Eine davon abweichende Beurteilung wäre nur in Betracht zu ziehen gewesen, wenn zeitgleich zum „Hauswart-Dienstvertrag“ oder in dessen Nachgang ein weitere gesonderte mietvertragliche Vereinbarung über die streitgegenständliche Wohnung getroffen worden wäre. Daran indes fehlt es. Denn der zu den Akten gereichte Wohnraummietvertrag vom 5. April 2000 ist lediglich von der Rechtsvorgängerin der Klägerin, nicht hingegen von den Beklagten unterzeichnet. Nichts anderes folgt aus dem allein mit der Beklagten zu 1) geschlossenen weiteren „Hauswart-Dienstvertrag“ vom 30. April 2003, da sich auch diesem im Lichte der Auslegungsparameter der §§ 133, 157 BGB eine von der Ursprungsvereinbarung abweichende Überlassung einer Werkmietwohnung nicht entnehmen lässt.
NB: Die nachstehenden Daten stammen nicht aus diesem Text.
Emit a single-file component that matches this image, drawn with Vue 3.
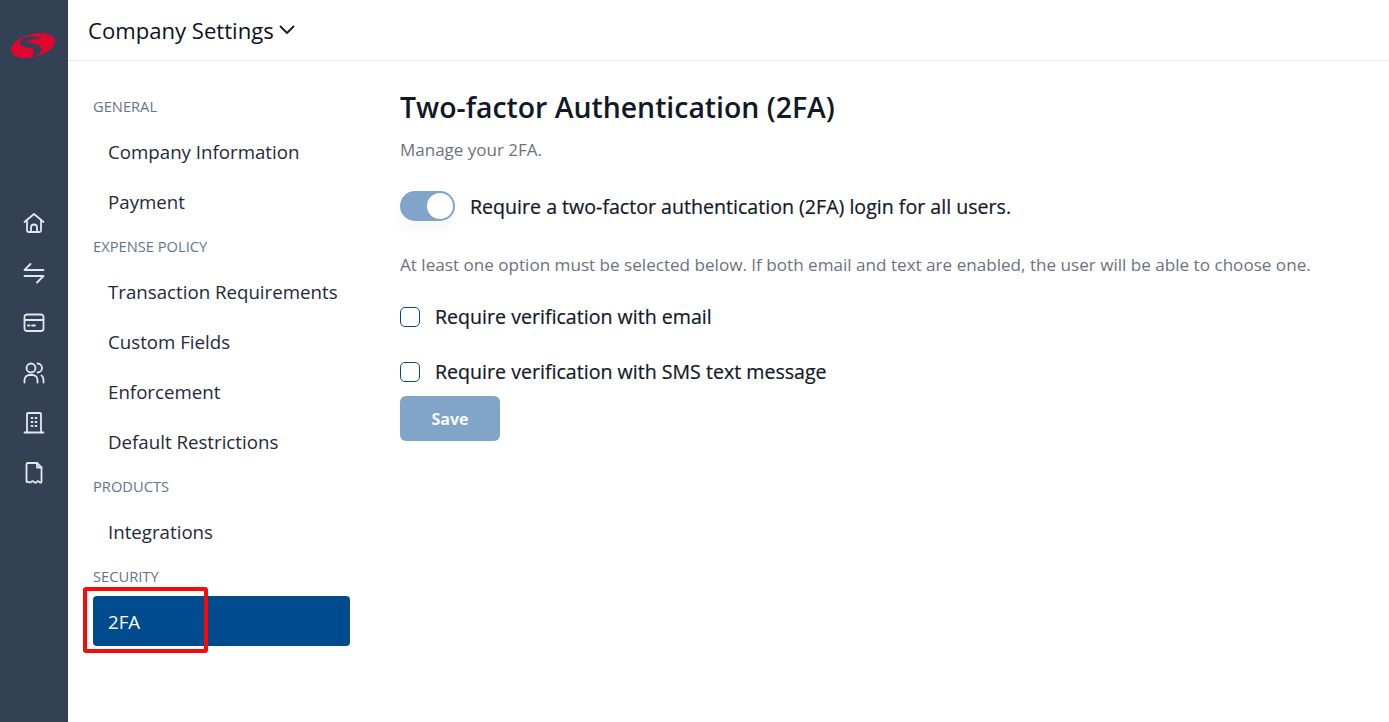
<script setup>
import { ref } from 'vue'

const railIcons = [
  ['M2.500 11 12 3 21.500 11', 'M5 9V19.500A1.500 1.500 0 0 0 6.500 21H17.500A1.500 1.500 0 0 0 19 19.500V9', 'M9 21V16.500a3 3 0 0 1 6 0V21'],
  ['M8.500 3 2.500 9H21.500', 'M2.500 15H21.500L15 21.500'],
  ['M5 3.500H19a2.500 2.500 0 0 1 2.500 2.500V17.500a2.500 2.500 0 0 1-2.500 2.500H5A2.500 2.500 0 0 1 2.500 17.500V6A2.500 2.500 0 0 1 5 3.500Z', 'M2.500 9H21.500', 'M6 14.500H7.500', 'M10 14.500H13'],
  ['M9 2.500a4.500 4.500 0 1 1 0 9 4.500 4.500 0 0 1 0-9Z', 'M2.500 21.500V19a5 5 0 0 1 5-5h3a5 5 0 0 1 5 5V21.500', 'M15.500 2.500a4.500 4.500 0 0 1 0 9', 'M19.500 14.500a5 5 0 0 1 2 4.500V21.500'],
  ['M5 21.500V3a1 1 0 0 1 1-1H18a1 1 0 0 1 1 1V21.500', 'M2.500 21.500H21.500', 'M9.500 7H10.500', 'M13.500 7H14.500', 'M9.500 11H10.500', 'M13.500 11H14.500', 'M9.500 15H10.500', 'M13.500 15H14.500'],
  ['M4.500 3.500A1.500 1.500 0 0 1 6 2H15L19.500 6.500V20.500C19.500 22 18 22 17.200 20.800 16.300 19.800 15.700 19.800 14.800 20.800 13.800 22 13 22 12 20.800 11 19.800 10.200 19.800 9.200 20.800 8.300 22 7.700 22 6.800 20.800 6 19.800 4.500 22 4.500 20.500Z', 'M15 2V6.500H19.500'],
]

const sections = [
  { title: 'GENERAL', items: ['Company Information', 'Payment'] },
  { title: 'EXPENSE POLICY', items: ['Transaction Requirements', 'Custom Fields', 'Enforcement', 'Default Restrictions'] },
  { title: 'PRODUCTS', items: ['Integrations'] },
  { title: 'SECURITY', items: ['2FA'] },
]

const requireAll = ref(true)
const useEmail = ref(false)
const useSms = ref(false)
</script>

<template>
  <div class="layout">
    <aside class="rail">
      <svg class="logo" viewBox="0 0 44 27">
        <ellipse cx="22" cy="13.500" rx="22.500" ry="11.500" transform="rotate(-15 22 13.500)" fill="#e0062f" />
        <path d="M31 6C22 3 10 4 9 10.500 8.500 14 14 15 19 16 24 17 25 19 20 25L25 24C31 20 33 16 28 13.500 24 11.500 17 11.500 17 9.500 17 8 24 7 31 6Z" fill="#334155" />
      </svg>
      <nav class="rail-icons">
        <svg v-for="(icon, i) in railIcons" :key="i" class="rail-icon" viewBox="0 0 24 24">
          <path v-for="d in icon" :key="d" :d="d" />
        </svg>
      </nav>
    </aside>

    <div class="page">
      <header class="topbar">
        <span class="topbar-title">Company Settings</span>
        <svg class="chevron" viewBox="0 0 16 10"><path d="M1.500 1.500 8 8l6.500-6.500" /></svg>
      </header>

      <div class="content">
        <nav class="side">
          <template v-for="section in sections" :key="section.title">
            <div class="side-title">{{ section.title }}</div>
            <div
              v-for="item in section.items"
              :key="item"
              class="side-item"
              :class="{ active: item === '2FA' }"
            >
              {{ item }}
              <span v-if="item === '2FA'" class="highlight"></span>
            </div>
          </template>
        </nav>

        <main class="main">
          <h1>Two-factor Authentication (2FA)</h1>
          <p class="sub">Manage your 2FA.</p>

          <div class="toggle-row">
            <button class="toggle" :class="{ on: requireAll }" @click="requireAll = !requireAll">
              <span class="knob"></span>
            </button>
            <span class="label">Require a two-factor authentication (2FA) login for all users.</span>
          </div>

          <p class="hint">At least one option must be selected below. If both email and text are enabled, the user will be able to choose one.</p>

          <label class="check-row">
            <input v-model="useEmail" type="checkbox" />
            <span class="label">Require verification with email</span>
          </label>
          <label class="check-row">
            <input v-model="useSms" type="checkbox" />
            <span class="label">Require verification with SMS text message</span>
          </label>

          <button class="save" disabled>Save</button>
        </main>
      </div>
    </div>
  </div>
</template>

<style>
body {
  margin: 0;
  background: #fff;
}
</style>

<style scoped>
.layout {
  display: flex;
  height: 722px;
  overflow: hidden;
  font-family: "Open Sans", "Noto Sans", sans-serif;
  color: #111827;
}

.rail {
  width: 68px;
  flex-shrink: 0;
  background: #334155;
  display: flex;
  flex-direction: column;
  align-items: center;
}

.logo {
  width: 44px;
  height: 27px;
  margin-top: 32px;
  margin-left: -2px;
  overflow: visible;
}

.rail-icons {
  display: flex;
  flex-direction: column;
  align-items: center;
  gap: 26px;
  margin-top: 152px;
  margin-right: 1px;
}

.rail-icon {
  width: 24px;
  height: 24px;
  fill: none;
  stroke: #e2e8f0;
  stroke-width: 1.8;
  stroke-linecap: round;
  stroke-linejoin: round;
}

.page {
  flex: 1;
  min-width: 0;
}

.topbar {
  display: flex;
  align-items: center;
  gap: 5px;
  box-sizing: border-box;
  height: 61px;
  padding-left: 20px;
  border-bottom: 1px solid #e2e8f0;
}

.topbar-title {
  font-size: 22.100px;
  font-weight: 500;
  color: #0b1220;
}

.chevron {
  width: 16px;
  height: 10px;
  fill: none;
  stroke: #111827;
  stroke-width: 1.8;
  stroke-linecap: round;
  stroke-linejoin: round;
}

.content {
  display: flex;
}

.side {
  width: 257px;
  margin-left: 25px;
  padding-top: 25px;
  flex-shrink: 0;
}

.side-title {
  height: 40px;
  line-height: 40px;
  font-size: 14.700px;
  font-weight: 500;
  color: #64748b;
}

.side-item {
  position: relative;
  height: 50px;
  line-height: 52px;
  padding-left: 15px;
  font-size: 18.700px;
  color: #1e293b;
  border-radius: 4px;
}

.side-item.active {
  background: #004b8d;
  color: #fff;
}

.highlight {
  position: absolute;
  left: -10px;
  top: -9px;
  width: 125px;
  height: 66px;
  box-sizing: border-box;
  border: 4px solid #f60b0b;
  border-radius: 3px;
}

.main {
  margin-left: 50px;
  padding-top: 26px;
  flex: 1;
  min-width: 0;
}

h1 {
  margin: 0;
  font-size: 28.400px;
  line-height: 40px;
  font-weight: 600;
  color: #111827;
}

.sub {
  margin: 11px 0 0;
  font-size: 17px;
  line-height: 24px;
  color: #6b7280;
  font-weight: 500;
}

.toggle-row {
  display: flex;
  align-items: center;
  gap: 15px;
  margin-top: 29px;
}

.toggle {
  position: relative;
  width: 55px;
  height: 30px;
  padding: 0;
  border: 0;
  border-radius: 15px;
  background: #80a5c8;
  box-shadow: 0 8px 14px rgba(15, 23, 42, 0.04);
}

.knob {
  position: absolute;
  top: 2px;
  left: 27px;
  width: 26px;
  height: 26px;
  border-radius: 50%;
  background: #fff;
}

.label {
  font-size: 19.600px;
  font-weight: 500;
  color: #111827;
  -webkit-text-stroke: 0.2px #111827;
}

.hint {
  margin: 32px 0 0;
  font-size: 17.100px;
  line-height: 24px;
  color: #6b7280;
  white-space: nowrap;
}

.check-row {
  display: flex;
  align-items: center;
  gap: 15px;
  height: 55px;
}

.check-row:first-of-type {
  margin-top: 12px;
}

.check-row input {
  appearance: none;
  width: 20px;
  height: 20px;
  margin: 0;
  border: 1px solid #004b8d;
  border-radius: 5px;
  background: #fff;
}

.save {
  display: block;
  width: 100px;
  height: 45px;
  margin-top: -3px;
  border: 0;
  border-radius: 6px;
  background: #80a5c8;
  color: #f8fafc;
  font: 700 16px "Open Sans", "Noto Sans", sans-serif;
}
</style>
Soweit sich die Klage gegen den Beklagten zu 2) richtet, bedarf es keiner abschließenden Entscheidung der Kammer, ob dieser vor dem Hintergrund des allein mit der Beklagten zu 1) geschlossenen „Hauswart-Dienstvertrages“ vom 30. April 2003 – noch – Arbeitnehmer i.S.d. § 2 Abs. 1 Nr. 3 a ArbGG ist. Denn eine ausschließliche Zuständigkeit der Arbeitsgerichte ergibt sich insoweit zumindest aus § 2 Abs. 3 ArbGG. Danach können vor die Gerichte für Arbeitssachen auch nicht unter die Absätze 1 und 2 fallende Rechtsstreitigkeiten gebracht werden, wenn der Anspruch mit einer bei einem Arbeitsgericht anhängigen oder gleichzeitig anhängig werdenden bürgerlichen Rechtsstreitigkeit der in den Absätzen 1 und 2 bezeichneten Art in rechtlichem oder unmittelbar wirtschaftlichem Zusammenhang steht und für seine Geltendmachung nicht die ausschließliche Zuständigkeit eines anderen Gerichts gegeben ist. Die Voraussetzungen für eine sog. „Zusammenhangsklage“ sind vorliegend erfüllt. Denn die dem Beklagten zu 2) gegenüber erhobene Herausgabeklage wird auf § 985 BGB und damit einen Anspruch gestützt, der keine ausschließliche Zuständigkeit des Amtsgerichts begründet. Sie steht auch in einem – für eine Anwendung des § 2 Abs. 3 ArbGG hinreichenden – wirtschaftlichen Zusammenhang mit der gegenüber der Beklagten zu 1) erhobenen Räumungsklage (vgl. Koch in: Erfurter Kommentar, 13. Aufl. 2013, § 2 ArbGG Rz. 33).
Die Kostenentscheidung beruht auf § 97 Abs. 1 ZPO, die Festsetzung des Beschwerdewertes, den die Kammer mit 1/3 des Hauptsachenstreitwertes bemessen hat, auf § 3 ZPO (vgl. Lückemann, in: Zöller, ZPO, § 17 a GVG).
Gründe, die Beschwerde gemäß § 17 a Abs. 4 Satz 4 GVG zuzulassen, bestanden nicht.
Der Wert des Beschwerdeverfahrens wird festgesetzt auf bis 1.200,00 EUR.